Harvest Season, “it’s not what you have to do, it’s what you get to do”


This blog has been a long time coming. I have been wanting to get a new blog out for our loyal, as well as new, followers, but our fellow homesteaders will agree that finding the time between August and October is nearly impossible because……It’s Harvest Season!

My husband recently shared a post with me that he saw on social media that said something to the effect of, “Check on us, we are not ok, It’s Harvest Season”. We got a giggle out of that because it hit the nail right on the head! I have shared a bit about myself in previous blogs (if you need a good laugh, read our blog, “Adventures in Homesteading, a not-so-country girl’s perspective”). I am not the brains of this operation. I can’t grow anything. Not even a weed. However, I can preserve in all ways possible and cook just about anything. And, when the brains starts to bring our bounty into the house, it can get a bit overwhelming. In fact, I am just now seeing the surface of our kitchen table that I have not seen in about 2 months. I am not complaining here, but I am sure those who live this life understand what a daunting task it can be to process all our food for the year in a matter of days. This food is perishable. Tomatoes can only sit around for a limited amount of time and time is not always on our side, especially since we both work regular jobs in addition to keeping the homestead going.


Don’t judge, but yes, this was my kitchen table!

So this Harvest Season, I had a bit of an attitude adjustment.

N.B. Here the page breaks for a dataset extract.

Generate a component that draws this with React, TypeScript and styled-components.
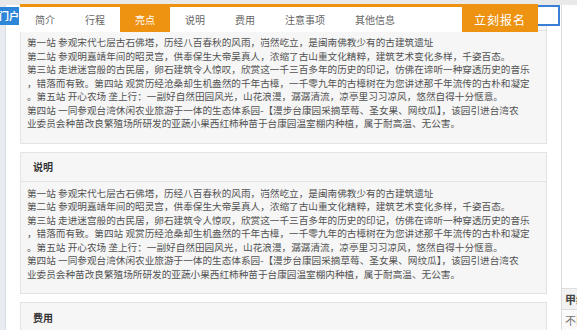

I am not going to lie, I am thinking to myself…”if he brings in one more tomato…..”, but at the same time, I am so thankful and grateful that our food is lovingly raised and grown here on Two Branches Homestead, which is where my attitude adjustment came in. I heard something recently, not even sure where, but instead of saying to yourself, “this is what I have to do today” change the wording to “this is what I get to do today”. Some of my days can be hours upon hours in the kitchen cutting, peeling, chopping, de-seeding, cooking, canning, etc.

Let me give you a glimpse into a typical mid-harvest season day:

On this particular week, this same corn process was done several days in a row…..Peel the corn, place each cob in boiling water for exactly 1 minute and remove directly to ice water to stop the cooking. I found that a cheap, and I mean dollar-store cheap, chip and dip bowl works perfectly for this job. I just invert a bowl over the “dip” part. After cutting the corn off the cob with a very sharp knife, place in a single layer on a cooking sheet covered in wax paper or foil and freeze. Once frozen, transfer to freezer bags. I prefer freezing our corn, but if you prefer to can it, got for it. Remember? It’s what you get to do today, not what you have to do! I am already thinking about our home grown corn as a side dish for Thanksgiving…..

Nothing beats homestead raised pork chops with home grown, picked and homemade applesauce in January!

Lots of prep, blanching and freezing on this particular day….have you ever seen a more beautiful carrot or green bean? Those colors are just stunning.


Onions were also braided, just a typical 3 strand braid here, adding in an onion at a time

And the day ended with a pot of sauce, home grown, hand peeled and seeded tomatoes, of course, with pork stuffed cabbage. Amazing!

We run into a lot of people who often ask us “how do you do it?” and “how do you find the time?”. It’s not easy, and some days I am not sure how we do it. We just do. We are a really good team and knowing that “I got to do all of this today” so that I can feed my family our own home raised and grown food in the middle of our long Northeast winters makes it all worth it.

So give yourself and attitude adjustment too, as I have found that it applies in many aspects of life, not just homesteading. It has made me a better person, wife, mother and “Homestead Momma”.



  • i TOTALLY relate! Overwhelmed and tired! but on the other hand what a blessing to be able to process our own food and to know exactly what is in our food. Not to mention how much better it tastes! Love this! jenny

    Liked by 1 person

  • My grandma taught me a similar lesson years ago. “I’m grateful to have a house to clean because it means I’m warm and dry. I’m grateful to have dishes to do because it means I had food to eat.” You can extrapolate it to anything.
    I’m grateful to have laundry because it means I had clothes and enough health to get them dirty.
    I’m grateful to have a table full of tomatoes because I won’t have to buy tomato sauce for a year.
    Whatever it is 🙂

    Liked by 1 person

    • That is so true and how lucky you were to have your precious grandma to teach you that lesson. I learned through my own experiences and from other homesteaders that we have met. We are both very grateful that we have been given the opportunity to live this life. Thanks for sharing!